Skip to content

Technical notes

Nikita Vladimirov edited this page May 24, 2024 · 1 revision

Fiber and collimation lens selection

Single-mode (SM) fibers have small core diameter which allow only propagation of a Gaussian (TEM00) laser mode. This makes the output beam a high-quality Gaussian beam well suited for light-sheet excitation. The SM fibers are characterized by their (beam) NA and operating wavelength range (e.g. 400-680 nm). To create a collimated beam of required diameter, the collimator lens needs to be matched to the beam NA and required beam diameter D (Figure).

Fiber and collimation lens

Lens can be characterized by f-number $f_n=f/D$ (f is focal length, D is the effective aperture diameter), which relates to NA as $NA=1/(2f_n)$. Rearranging these equations and assuming that lens NA is equal to fiber NA, we obtain formula for collimator lens focal length $f=D/(2NA)$.

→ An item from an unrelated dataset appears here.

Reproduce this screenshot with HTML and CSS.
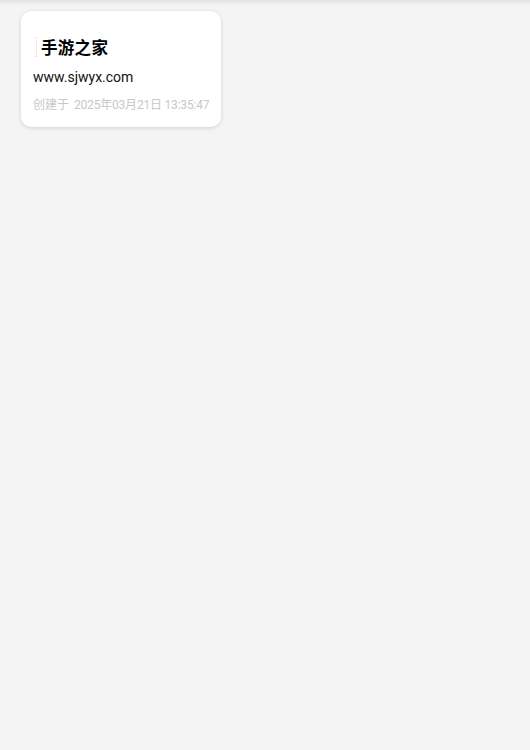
FILE: index.html
```html
<!DOCTYPE html>
<html lang="zh-CN">
<head>
<meta charset="utf-8">
<title>手游之家</title>
<link rel="stylesheet" href="styles.css">
</head>
<body>
<div class="page">
  <div class="list">
    <div class="card">
      <div class="title-row">
        <span class="thumb"></span>
        <span class="title">手游之家</span>
      </div>
      <div class="url">www.sjwyx.com</div>
      <div class="meta"><span class="meta-label">创建于</span><span class="meta-date">2025年03月21日 13:35:47</span></div>
    </div>
  </div>
</div>
</body>
</html>
```
FILE: styles.css
```css
html, body {
  margin: 0;
  padding: 0;
}
body {
  background: #f4f4f4 linear-gradient(#e2e2e2, #f4f4f4 6px) no-repeat;
  min-height: 100vh;
  font-family: Roboto, "Noto Sans CJK SC", sans-serif;
}
.page {
  padding: 11px 0 0 21px;
}
.list {
  display: flex;
  flex-wrap: wrap;
  gap: 12px;
}
.card {
  width: 200px;
  box-sizing: border-box;
  background: #fff;
  border-radius: 10px;
  box-shadow: 0 1px 4px rgba(0, 0, 0, 0.14);
  padding: 25px 12px 13px 12px;
}
.title-row {
  display: flex;
  align-items: center;
  height: 22px;
}
.thumb {
  width: 2px;
  height: 18px;
  border: 1px solid #ebebeb;
  border-left: none;
  border-radius: 0 1px 1px 0;
  margin-left: 1px;
  margin-right: 4px;
}
.title {
  font-family: "Noto Sans CJK SC", sans-serif;
  font-weight: 700;
  font-size: 16.5px;
  letter-spacing: 0.3px;
  line-height: 22px;
  color: #000;
}
.url {
  margin-top: 9px;
  font-size: 14px;
  line-height: 20px;
  color: #111;
}
.meta {
  margin-top: 8px;
  font-size: 12px;
  line-height: 18px;
  color: #c8c8c8;
  white-space: nowrap;
}
.meta-label {
  font-family: "Noto Sans CJK SC", sans-serif;
  margin-right: 5px;
}
.meta-date {
  letter-spacing: -0.2px;
}
```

The Optotune ETL has maximum aperture 16 mm, so we would like to create a collimated beam of diameter D=15 mm. For SM fibers (Thorlabs) NA is typically 0.10-0.14, so the collimator lens focal length has to be f=50-75 mm. A lens of a middle f-value, 60-mm achromatic doublet (Thorlabs AC254-060-A) is therefore a suitable choice. If you are using SM fibers that have different NA, choose your collimator lens accordingly.